:: Your instructions ::
Each entry below should be echoed exactly, with pictures omitted.

:: Task inputs ::
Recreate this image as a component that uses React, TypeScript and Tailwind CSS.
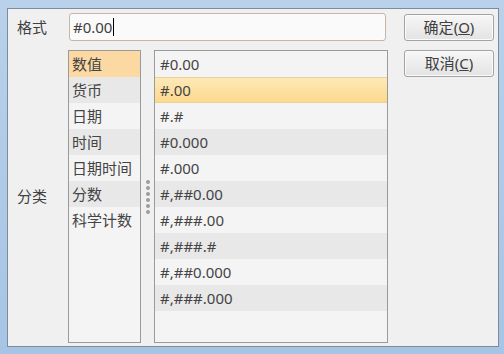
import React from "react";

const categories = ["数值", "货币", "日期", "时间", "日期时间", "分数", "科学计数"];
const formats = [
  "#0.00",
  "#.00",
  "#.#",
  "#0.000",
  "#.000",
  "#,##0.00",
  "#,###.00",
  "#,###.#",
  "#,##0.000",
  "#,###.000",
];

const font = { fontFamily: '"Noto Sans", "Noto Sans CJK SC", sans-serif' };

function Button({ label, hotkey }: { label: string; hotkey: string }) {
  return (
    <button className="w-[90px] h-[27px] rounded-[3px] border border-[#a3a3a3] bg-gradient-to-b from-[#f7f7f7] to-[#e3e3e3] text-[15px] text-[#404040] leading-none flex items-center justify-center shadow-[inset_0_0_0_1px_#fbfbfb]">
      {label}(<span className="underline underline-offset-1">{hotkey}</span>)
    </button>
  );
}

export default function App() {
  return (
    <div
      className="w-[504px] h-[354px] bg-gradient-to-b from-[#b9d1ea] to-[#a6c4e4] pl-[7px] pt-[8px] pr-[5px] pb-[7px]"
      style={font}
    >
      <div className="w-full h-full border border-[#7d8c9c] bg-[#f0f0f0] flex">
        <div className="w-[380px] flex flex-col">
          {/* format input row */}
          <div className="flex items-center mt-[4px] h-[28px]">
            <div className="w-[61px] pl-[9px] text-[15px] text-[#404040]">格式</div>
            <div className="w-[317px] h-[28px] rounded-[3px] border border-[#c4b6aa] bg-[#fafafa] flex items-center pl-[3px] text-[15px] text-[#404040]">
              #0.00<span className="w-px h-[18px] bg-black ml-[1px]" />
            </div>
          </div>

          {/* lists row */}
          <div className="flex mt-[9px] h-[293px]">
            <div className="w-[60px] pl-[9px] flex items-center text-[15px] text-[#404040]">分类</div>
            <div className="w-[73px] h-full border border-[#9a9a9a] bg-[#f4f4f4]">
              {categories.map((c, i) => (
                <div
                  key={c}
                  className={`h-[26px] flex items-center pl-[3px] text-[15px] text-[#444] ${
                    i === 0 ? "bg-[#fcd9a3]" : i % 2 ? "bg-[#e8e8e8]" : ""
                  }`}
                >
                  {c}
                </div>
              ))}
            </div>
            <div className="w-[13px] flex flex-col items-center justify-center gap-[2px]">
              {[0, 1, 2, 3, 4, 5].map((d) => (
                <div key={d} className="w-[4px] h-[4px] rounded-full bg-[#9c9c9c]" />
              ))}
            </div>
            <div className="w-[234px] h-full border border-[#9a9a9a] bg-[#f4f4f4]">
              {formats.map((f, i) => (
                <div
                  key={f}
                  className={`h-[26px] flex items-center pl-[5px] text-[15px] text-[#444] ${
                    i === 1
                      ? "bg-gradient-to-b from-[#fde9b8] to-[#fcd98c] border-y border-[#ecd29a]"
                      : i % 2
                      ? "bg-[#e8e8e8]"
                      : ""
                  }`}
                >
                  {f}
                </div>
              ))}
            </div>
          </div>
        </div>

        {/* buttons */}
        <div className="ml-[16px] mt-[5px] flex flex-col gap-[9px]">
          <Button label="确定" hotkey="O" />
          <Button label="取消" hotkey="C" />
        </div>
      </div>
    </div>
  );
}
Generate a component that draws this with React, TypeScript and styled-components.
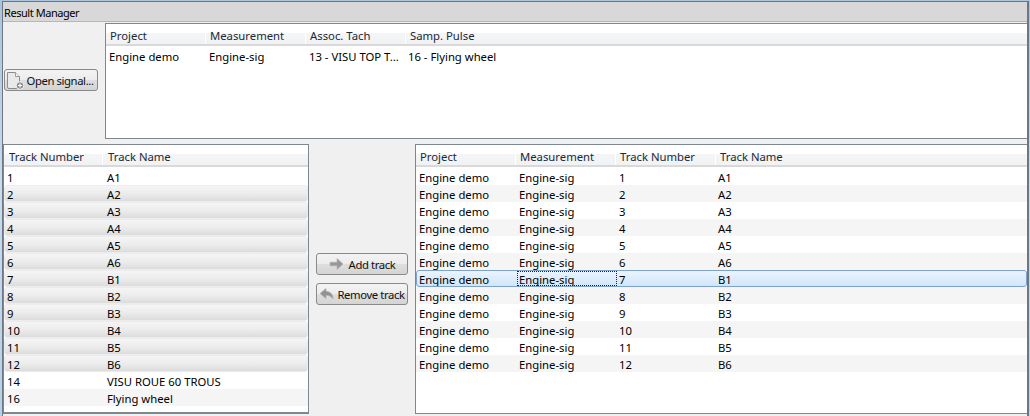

:: Answer to this task ::
Recreate this image as a component that uses React, TypeScript and Tailwind CSS.
import React from "react";

const categories = ["数值", "货币", "日期", "时间", "日期时间", "分数", "科学计数"];
const formats = [
  "#0.00",
  "#.00",
  "#.#",
  "#0.000",
  "#.000",
  "#,##0.00",
  "#,###.00",
  "#,###.#",
  "#,##0.000",
  "#,###.000",
];

const font = { fontFamily: '"Noto Sans", "Noto Sans CJK SC", sans-serif' };

function Button({ label, hotkey }: { label: string; hotkey: string }) {
  return (
    <button className="w-[90px] h-[27px] rounded-[3px] border border-[#a3a3a3] bg-gradient-to-b from-[#f7f7f7] to-[#e3e3e3] text-[15px] text-[#404040] leading-none flex items-center justify-center shadow-[inset_0_0_0_1px_#fbfbfb]">
      {label}(<span className="underline underline-offset-1">{hotkey}</span>)
    </button>
  );
}

export default function App() {
  return (
    <div
      className="w-[504px] h-[354px] bg-gradient-to-b from-[#b9d1ea] to-[#a6c4e4] pl-[7px] pt-[8px] pr-[5px] pb-[7px]"
      style={font}
    >
      <div className="w-full h-full border border-[#7d8c9c] bg-[#f0f0f0] flex">
        <div className="w-[380px] flex flex-col">
          {/* format input row */}
          <div className="flex items-center mt-[4px] h-[28px]">
            <div className="w-[61px] pl-[9px] text-[15px] text-[#404040]">格式</div>
            <div className="w-[317px] h-[28px] rounded-[3px] border border-[#c4b6aa] bg-[#fafafa] flex items-center pl-[3px] text-[15px] text-[#404040]">
              #0.00<span className="w-px h-[18px] bg-black ml-[1px]" />
            </div>
          </div>

          {/* lists row */}
          <div className="flex mt-[9px] h-[293px]">
            <div className="w-[60px] pl-[9px] flex items-center text-[15px] text-[#404040]">分类</div>
            <div className="w-[73px] h-full border border-[#9a9a9a] bg-[#f4f4f4]">
              {categories.map((c, i) => (
                <div
                  key={c}
                  className={`h-[26px] flex items-center pl-[3px] text-[15px] text-[#444] ${
                    i === 0 ? "bg-[#fcd9a3]" : i % 2 ? "bg-[#e8e8e8]" : ""
                  }`}
                >
                  {c}
                </div>
              ))}
            </div>
            <div className="w-[13px] flex flex-col items-center justify-center gap-[2px]">
              {[0, 1, 2, 3, 4, 5].map((d) => (
                <div key={d} className="w-[4px] h-[4px] rounded-full bg-[#9c9c9c]" />
              ))}
            </div>
            <div className="w-[234px] h-full border border-[#9a9a9a] bg-[#f4f4f4]">
              {formats.map((f, i) => (
                <div
                  key={f}
                  className={`h-[26px] flex items-center pl-[5px] text-[15px] text-[#444] ${
                    i === 1
                      ? "bg-gradient-to-b from-[#fde9b8] to-[#fcd98c] border-y border-[#ecd29a]"
                      : i % 2
                      ? "bg-[#e8e8e8]"
                      : ""
                  }`}
                >
                  {f}
                </div>
              ))}
            </div>
          </div>
        </div>

        {/* buttons */}
        <div className="ml-[16px] mt-[5px] flex flex-col gap-[9px]">
          <Button label="确定" hotkey="O" />
          <Button label="取消" hotkey="C" />
        </div>
      </div>
    </div>
  );
}
Generate a component that draws this with React, TypeScript and styled-components.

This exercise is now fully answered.